Danone invested $1 million in the Bogra plant – a tiny amount for a company with revenue of €14.5 billion in its latest full year. For that investment it has seen significant returns that are hard to measure financially. Danone says it has learnt how to cut energy and save money in its supply chain and how to sell the idea of nutrition to the poor in emerging markets. And then there is the reputation rub-off of being associated with Yunus, founder of the Grameen Bank and now something of a celebrity for his pioneering work on microfinance.
Investing in social entrepreneurs can boost a company's reputation for being responsible in a way that limits the risks of investing in new products, especially when these could take years to become commercially viable.

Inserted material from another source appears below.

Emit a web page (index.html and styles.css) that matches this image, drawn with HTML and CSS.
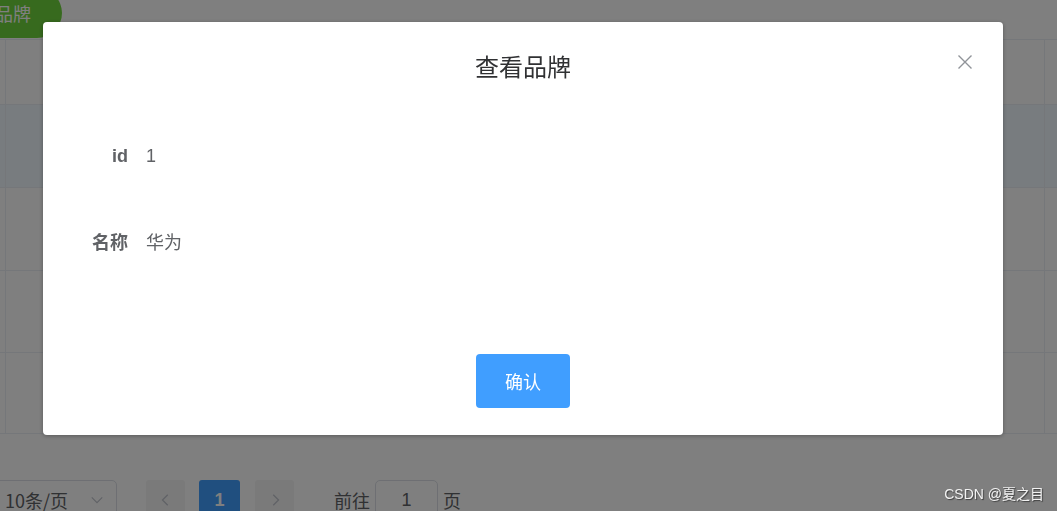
FILE: index.html
```html
<!DOCTYPE html>
<html lang="zh">
<head>
<meta charset="utf-8">
<title>查看品牌</title>
<link rel="stylesheet" href="styles.css">
</head>
<body>
<div class="page">
  <div class="toolbar">
    <button class="btn-add">添加品牌</button>
  </div>
  <div class="table">
    <div class="row head"><div class="cell c0"></div><div class="cell c1"></div><div class="cell c2"></div></div>
    <div class="row r1 hover"><div class="cell c0"></div><div class="cell c1"></div><div class="cell c2"></div></div>
    <div class="row r1"><div class="cell c0"></div><div class="cell c1"></div><div class="cell c2"></div></div>
    <div class="row r2"><div class="cell c0"></div><div class="cell c1"></div><div class="cell c2"></div></div>
    <div class="row r3"><div class="cell c0"></div><div class="cell c1"></div><div class="cell c2"></div></div>
  </div>
  <div class="pager">
    <div class="sizes">10条/页
      <svg class="chev" viewBox="0 0 16 16" width="14" height="14"><path d="M2 5 L8 11 L14 5" fill="none" stroke="#c0c4cc" stroke-width="1.3"/></svg>
    </div>
    <div class="pbtn"><svg viewBox="0 0 16 16" width="14" height="14"><path d="M10 2 L4 8 L10 14" fill="none" stroke="#c0c4cc" stroke-width="1.5"/></svg></div>
    <div class="pnum">1</div>
    <div class="pbtn"><svg viewBox="0 0 16 16" width="14" height="14"><path d="M6 2 L12 8 L6 14" fill="none" stroke="#c0c4cc" stroke-width="1.5"/></svg></div>
    <div class="jump">前往<span class="jinput">1</span>页</div>
  </div>
</div>

<div class="overlay"></div>

<div class="dialog">
  <div class="dlg-head">
    <span class="dlg-title">查看品牌</span>
    <svg class="dlg-close" viewBox="0 0 16 16" width="16" height="16"><path d="M1.5 1.5 L14.5 14.5 M14.5 1.5 L1.5 14.5" stroke="#909399" stroke-width="1.4" fill="none"/></svg>
  </div>
  <div class="dlg-body">
    <div class="item"><label class="lbl">id</label><span class="val">1</span></div>
    <div class="item"><label class="lbl">名称</label><span class="val">华为</span></div>
  </div>
  <div class="dlg-foot">
    <button class="btn-ok">确认</button>
  </div>
</div>

<div class="watermark">CSDN @夏之目</div>
</body>
</html>
```

FILE: styles.css
```css
* { box-sizing: border-box; }
html, body { margin: 0; padding: 0; }
body {
  width: 1057px;
  height: 511px;
  overflow: hidden;
  background: #fff;
  font-family: "Noto Sans CJK SC", "Noto Sans", sans-serif;
  color: #606266;
}
.page { width: 1057px; height: 511px; overflow: hidden; }

.toolbar { height: 39px; }
.btn-add {
  margin: -12px 0 0 -52px;
  height: 50px;
  width: 114px;
  border: none;
  border-radius: 25px;
  background: #6fd43d;
  color: #fff;
  font-family: inherit;
  font-size: 18px;
  padding: 0 0 0 11px;
  text-align: left;
  line-height: 50px;
}

.table { border-top: 1px solid #ebeef5; }
.row { display: grid; grid-template-columns: 6px 1039px 100px; border-bottom: 1px solid #ebeef5; }
.row .cell { border-right: 1px solid #ebeef5; }
.head { height: 65px; }
.r1 { height: 83px; }
.r2 { height: 82px; }
.r3 { height: 81px; }
.hover { background: #f0f8ff; }

.pager {
  margin-top: 46px;
  display: flex;
  align-items: flex-start;
  height: 40px;
  font-size: 18px;
  color: #606266;
}
.sizes {
  margin-left: -30px;
  width: 147px;
  height: 40px;
  border: 1px solid #dcdfe6;
  border-radius: 5px;
  padding-left: 34px;
  line-height: 38px;
  position: relative;
  color: #606266;
}
.chev { position: absolute; right: 12px; top: 12px; }
.pbtn, .pnum {
  width: 39px;
  height: 40px;
  border-radius: 3px;
  background: #f4f4f5;
  display: flex;
  align-items: center;
  justify-content: center;
}
.pbtn:nth-of-type(2) { margin-left: 29px; }
.pnum {
  margin-left: 14px;
  width: 41px;
  background: #409eff;
  color: #fff;
  font-weight: bold;
  font-family: "Liberation Sans", "Noto Sans CJK SC", sans-serif;
}
.pnum + .pbtn { margin-left: 15px; }
.jump { margin-left: 40px; display: flex; align-items: flex-start; line-height: 40px; }
.jinput {
  display: inline-block;
  margin: 0 5px;
  width: 63px;
  height: 40px;
  border: 1px solid #dcdfe6;
  border-radius: 5px;
  text-align: center;
  line-height: 38px;
  color: #606266;
  font-family: "Liberation Sans", sans-serif;
}

.overlay {
  position: fixed;
  inset: 0;
  background: rgba(0, 0, 0, 0.5);
}

.dialog {
  position: fixed;
  left: 43px;
  top: 22px;
  width: 960px;
  height: 413px;
  background: #fff;
  border-radius: 4px;
  box-shadow: 0 1px 4px rgba(0, 0, 0, 0.3);
  display: flex;
  flex-direction: column;
}
.dlg-head {
  position: relative;
  padding-top: 30px;
  text-align: center;
}
.dlg-title {
  font-size: 24px;
  line-height: 28px;
  color: #303133;
  display: block;
}
.dlg-close { position: absolute; right: 30px; top: 32px; }

.dlg-body { padding-top: 51px; }
.item {
  height: 50px;
  display: flex;
  align-items: center;
  margin-bottom: 35px;
  font-size: 18px;
}
.lbl {
  width: 85px;
  text-align: right;
  font-weight: bold;
  color: #606266;
  font-family: "Liberation Sans", "Noto Sans CJK SC", sans-serif;
}
.val {
  margin-left: 18px;
  color: #606266;
  font-family: "Liberation Sans", "Noto Sans CJK SC", sans-serif;
}

.dlg-foot {
  margin-top: auto;
  padding-bottom: 27px;
  display: flex;
  justify-content: center;
}
.btn-ok {
  width: 94px;
  height: 54px;
  border: none;
  border-radius: 4px;
  background: #409eff;
  color: #fff;
  font-size: 18px;
  font-family: "Noto Sans CJK SC", sans-serif;
}

.watermark {
  position: fixed;
  right: 13px;
  bottom: 8px;
  font-size: 14px;
  color: #f2f2f2;
  text-shadow: 1px 1px 1px rgba(0, 0, 0, 0.5);
  font-family: "Liberation Sans", "Noto Sans CJK SC", sans-serif;
}
```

Drug maker GlaxoSmithKline's progress on finding a malaria vaccine, which is in the final stage of clinical trials, is one of the company's favourite responses to critics of the pharmaceutical industry. But work on the vaccine may not have happened without the financial support of Path, a Seattle-based not-for-profit organisation that forms alliances with private sector partners to research and develop treatments for neglected diseases, which has been funded by the Bill and Melinda Gates Foundation.
Alternatively, big companies can buy up innovative firms that have already done the groundwork on products with social benefits and commercial potential. Dow Chemical, for example, in 2006 added three water purification technologies to its Dow Water Solutions portfolio when it acquired Chinese firm Zhejiang Omex Environmental Engineering. Dow backs up this work with its more media-friendly sponsorship of Blue Planet Run, a US non-profit group that raises money for clean drinking water projects in developing countries.